Available data:
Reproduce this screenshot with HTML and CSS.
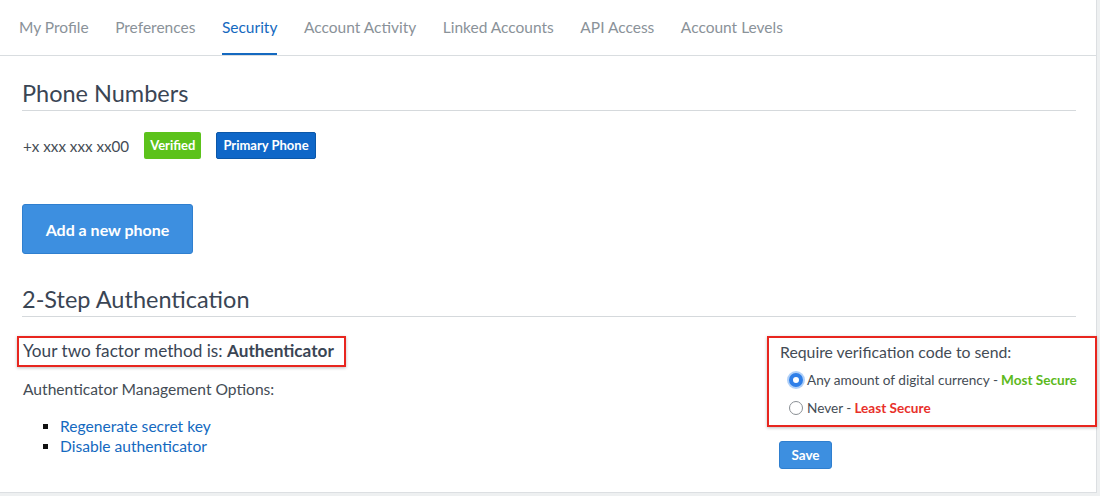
FILE: index.html
```html
<!DOCTYPE html>
<html>
<head>
<meta charset="utf-8">
<link rel="stylesheet" href="styles.css">
</head>
<body>
<div class="card">
  <nav class="tabs">
    <a class="tab">My Profile</a>
    <a class="tab">Preferences</a>
    <a class="tab active">Security</a>
    <a class="tab">Account Activity</a>
    <a class="tab">Linked Accounts</a>
    <a class="tab">API Access</a>
    <a class="tab">Account Levels</a>
  </nav>
  <div class="content">
    <h2 class="section-title">Phone Numbers</h2>
    <div class="phone-row">
      <span class="phone">+x xxx xxx xx00</span>
      <span class="badge badge-green">Verified</span>
      <span class="badge badge-blue">Primary Phone</span>
    </div>
    <button class="btn btn-large">Add a new phone</button>
    <h2 class="section-title title-2fa">2-Step Authentication</h2>
    <div class="twofa">
      <div class="twofa-left">
        <div class="method hl">Your two factor method is: <strong>Authenticator</strong></div>
        <p class="options-label">Authenticator Management Options:</p>
        <ul class="options">
          <li><a>Regenerate secret key</a></li>
          <li><a>Disable authenticator</a></li>
        </ul>
      </div>
      <div class="twofa-right">
        <div class="require hl">
          <div class="require-label">Require verification code to send:</div>
          <label class="radio-row"><span class="radio checked"></span>Any amount of digital currency - <b class="green">Most Secure</b></label>
          <label class="radio-row"><span class="radio"></span>Never - <b class="red">Least Secure</b></label>
        </div>
        <button class="btn btn-small">Save</button>
      </div>
    </div>
  </div>
</div>
</body>
</html>
```
FILE: styles.css
```css
html, body {
  margin: 0;
  padding: 0;
  background: #eef0f1;
  font-family: "Lato", "Open Sans", sans-serif;
  color: #3c4654;
}
.card {
  width: 1097px;
  height: 493px;
  background: #fff;
  border-right: 1px solid #dcdfe2;
  border-bottom: 1px solid #dcdfe2;
  box-sizing: border-box;
}
.tabs {
  display: flex;
  gap: 26.5px;
  padding: 0 0 0 19px;
  height: 56px;
  border-bottom: 1px solid #d9dde0;
  box-sizing: border-box;
}
.tab {
  font-size: 15.5px;
  color: #8a9299;
  line-height: 54px;
  border-bottom: 2px solid transparent;
}
.tab.active {
  color: #1469c0;
  border-bottom-color: #1469c0;
}
.content {
  padding: 0 20px 0 22px;
}
.section-title {
  margin: 0;
  font-size: 23.5px;
  font-weight: 400;
  color: #3a4554;
  padding-top: 24px;
  padding-bottom: 4px;
  border-bottom: 1px solid #d5d9dc;
  line-height: 26px;
}
.phone-row {
  display: flex;
  align-items: center;
  margin-top: 21px;
  height: 27px;
}
.phone {
  font-size: 15.2px;
  color: #444c55;
  margin-left: 1px;
  margin-right: 15px;
}
.badge {
  color: #fff;
  font-weight: 700;
  font-size: 13px;
  height: 27px;
  line-height: 27px;
  padding: 0 6px;
  border-radius: 2px;
  box-sizing: border-box;
}
.badge-green {
  background: #5cc21b;
  margin-right: 15px;
}
.badge-blue {
  background: #0f67c8;
  border: 1px solid #0b57a8;
  line-height: 25px;
}
.btn {
  display: block;
  font-family: inherit;
  color: #fff;
  font-weight: 700;
  background: #3d8fe0;
  border: 1px solid #2f7fcf;
  border-radius: 3px;
  cursor: pointer;
}
.btn-large {
  margin-top: 45px;
  width: 171px;
  height: 50px;
  font-size: 16px;
}
.title-2fa {
  padding-top: 32px;
}
.twofa {
  display: flex;
  justify-content: space-between;
  margin-top: 19px;
}
.twofa-left {
  padding-left: 1px;
}
.hl {
  border: 2px solid #e8261f;
  box-shadow: 0 1px 3px rgba(0,0,0,0.25);
}
.method {
  margin-left: -6px;
  font-size: 17.2px;
  padding: 3px 10px 4px 4px;
  color: #3a4554;
  width: max-content;
  line-height: 20px;
}
.method strong {
  font-weight: 700;
}
.options-label {
  margin: 13px 0 0 0;
  font-size: 15.6px;
  color: #444c55;
}
.options {
  margin: 18px 0 0 0;
  padding-left: 37px;
  list-style: square;
  font-size: 15.6px;
  line-height: 20px;
}
.options li::marker {
  color: #111;
}
.options a {
  color: #1469c0;
}
.twofa-right {
  width: 318px;
  margin-right: -21px;
}
.require {
  margin-left: -12px;
  padding: 4px 10px 8px 11px;
  height: 91px;
  box-sizing: border-box;
}
.require-label {
  font-size: 15.8px;
  color: #444c55;
  line-height: 20px;
}
.radio-row {
  display: flex;
  align-items: center;
  font-size: 13.6px;
  color: #444c55;
  margin-top: 9px;
  margin-left: 9px;
  line-height: 18px;
}
.radio-row + .radio-row {
  margin-top: 10px;
}
.radio-row b {
  font-weight: 700;
  margin-left: 3px;
}
.green { color: #5cb91c; }
.red { color: #e8302a; }
.radio {
  width: 14px;
  height: 14px;
  border-radius: 50%;
  border: 1px solid #8a8f94;
  margin-right: 4px;
  box-sizing: border-box;
  background: #fff;
  flex: none;
}
.radio.checked {
  border: 4px solid #2f7fe8;
  background: #fff;
  box-shadow: 0 0 0 2px rgba(80,150,240,0.45);
}
.btn-small {
  margin-top: 14px;
  width: 53px;
  height: 28px;
  font-size: 13.5px;
}
```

What you are asked to do:
Copy the whole listing above word for word but do not carry over the pictures.

Exercise solution:
Reproduce this screenshot with HTML and CSS.
FILE: index.html
```html
<!DOCTYPE html>
<html>
<head>
<meta charset="utf-8">
<link rel="stylesheet" href="styles.css">
</head>
<body>
<div class="card">
  <nav class="tabs">
    <a class="tab">My Profile</a>
    <a class="tab">Preferences</a>
    <a class="tab active">Security</a>
    <a class="tab">Account Activity</a>
    <a class="tab">Linked Accounts</a>
    <a class="tab">API Access</a>
    <a class="tab">Account Levels</a>
  </nav>
  <div class="content">
    <h2 class="section-title">Phone Numbers</h2>
    <div class="phone-row">
      <span class="phone">+x xxx xxx xx00</span>
      <span class="badge badge-green">Verified</span>
      <span class="badge badge-blue">Primary Phone</span>
    </div>
    <button class="btn btn-large">Add a new phone</button>
    <h2 class="section-title title-2fa">2-Step Authentication</h2>
    <div class="twofa">
      <div class="twofa-left">
        <div class="method hl">Your two factor method is: <strong>Authenticator</strong></div>
        <p class="options-label">Authenticator Management Options:</p>
        <ul class="options">
          <li><a>Regenerate secret key</a></li>
          <li><a>Disable authenticator</a></li>
        </ul>
      </div>
      <div class="twofa-right">
        <div class="require hl">
          <div class="require-label">Require verification code to send:</div>
          <label class="radio-row"><span class="radio checked"></span>Any amount of digital currency - <b class="green">Most Secure</b></label>
          <label class="radio-row"><span class="radio"></span>Never - <b class="red">Least Secure</b></label>
        </div>
        <button class="btn btn-small">Save</button>
      </div>
    </div>
  </div>
</div>
</body>
</html>
```
FILE: styles.css
```css
html, body {
  margin: 0;
  padding: 0;
  background: #eef0f1;
  font-family: "Lato", "Open Sans", sans-serif;
  color: #3c4654;
}
.card {
  width: 1097px;
  height: 493px;
  background: #fff;
  border-right: 1px solid #dcdfe2;
  border-bottom: 1px solid #dcdfe2;
  box-sizing: border-box;
}
.tabs {
  display: flex;
  gap: 26.5px;
  padding: 0 0 0 19px;
  height: 56px;
  border-bottom: 1px solid #d9dde0;
  box-sizing: border-box;
}
.tab {
  font-size: 15.5px;
  color: #8a9299;
  line-height: 54px;
  border-bottom: 2px solid transparent;
}
.tab.active {
  color: #1469c0;
  border-bottom-color: #1469c0;
}
.content {
  padding: 0 20px 0 22px;
}
.section-title {
  margin: 0;
  font-size: 23.5px;
  font-weight: 400;
  color: #3a4554;
  padding-top: 24px;
  padding-bottom: 4px;
  border-bottom: 1px solid #d5d9dc;
  line-height: 26px;
}
.phone-row {
  display: flex;
  align-items: center;
  margin-top: 21px;
  height: 27px;
}
.phone {
  font-size: 15.2px;
  color: #444c55;
  margin-left: 1px;
  margin-right: 15px;
}
.badge {
  color: #fff;
  font-weight: 700;
  font-size: 13px;
  height: 27px;
  line-height: 27px;
  padding: 0 6px;
  border-radius: 2px;
  box-sizing: border-box;
}
.badge-green {
  background: #5cc21b;
  margin-right: 15px;
}
.badge-blue {
  background: #0f67c8;
  border: 1px solid #0b57a8;
  line-height: 25px;
}
.btn {
  display: block;
  font-family: inherit;
  color: #fff;
  font-weight: 700;
  background: #3d8fe0;
  border: 1px solid #2f7fcf;
  border-radius: 3px;
  cursor: pointer;
}
.btn-large {
  margin-top: 45px;
  width: 171px;
  height: 50px;
  font-size: 16px;
}
.title-2fa {
  padding-top: 32px;
}
.twofa {
  display: flex;
  justify-content: space-between;
  margin-top: 19px;
}
.twofa-left {
  padding-left: 1px;
}
.hl {
  border: 2px solid #e8261f;
  box-shadow: 0 1px 3px rgba(0,0,0,0.25);
}
.method {
  margin-left: -6px;
  font-size: 17.2px;
  padding: 3px 10px 4px 4px;
  color: #3a4554;
  width: max-content;
  line-height: 20px;
}
.method strong {
  font-weight: 700;
}
.options-label {
  margin: 13px 0 0 0;
  font-size: 15.6px;
  color: #444c55;
}
.options {
  margin: 18px 0 0 0;
  padding-left: 37px;
  list-style: square;
  font-size: 15.6px;
  line-height: 20px;
}
.options li::marker {
  color: #111;
}
.options a {
  color: #1469c0;
}
.twofa-right {
  width: 318px;
  margin-right: -21px;
}
.require {
  margin-left: -12px;
  padding: 4px 10px 8px 11px;
  height: 91px;
  box-sizing: border-box;
}
.require-label {
  font-size: 15.8px;
  color: #444c55;
  line-height: 20px;
}
.radio-row {
  display: flex;
  align-items: center;
  font-size: 13.6px;
  color: #444c55;
  margin-top: 9px;
  margin-left: 9px;
  line-height: 18px;
}
.radio-row + .radio-row {
  margin-top: 10px;
}
.radio-row b {
  font-weight: 700;
  margin-left: 3px;
}
.green { color: #5cb91c; }
.red { color: #e8302a; }
.radio {
  width: 14px;
  height: 14px;
  border-radius: 50%;
  border: 1px solid #8a8f94;
  margin-right: 4px;
  box-sizing: border-box;
  background: #fff;
  flex: none;
}
.radio.checked {
  border: 4px solid #2f7fe8;
  background: #fff;
  box-shadow: 0 0 0 2px rgba(80,150,240,0.45);
}
.btn-small {
  margin-top: 14px;
  width: 53px;
  height: 28px;
  font-size: 13.5px;
}
```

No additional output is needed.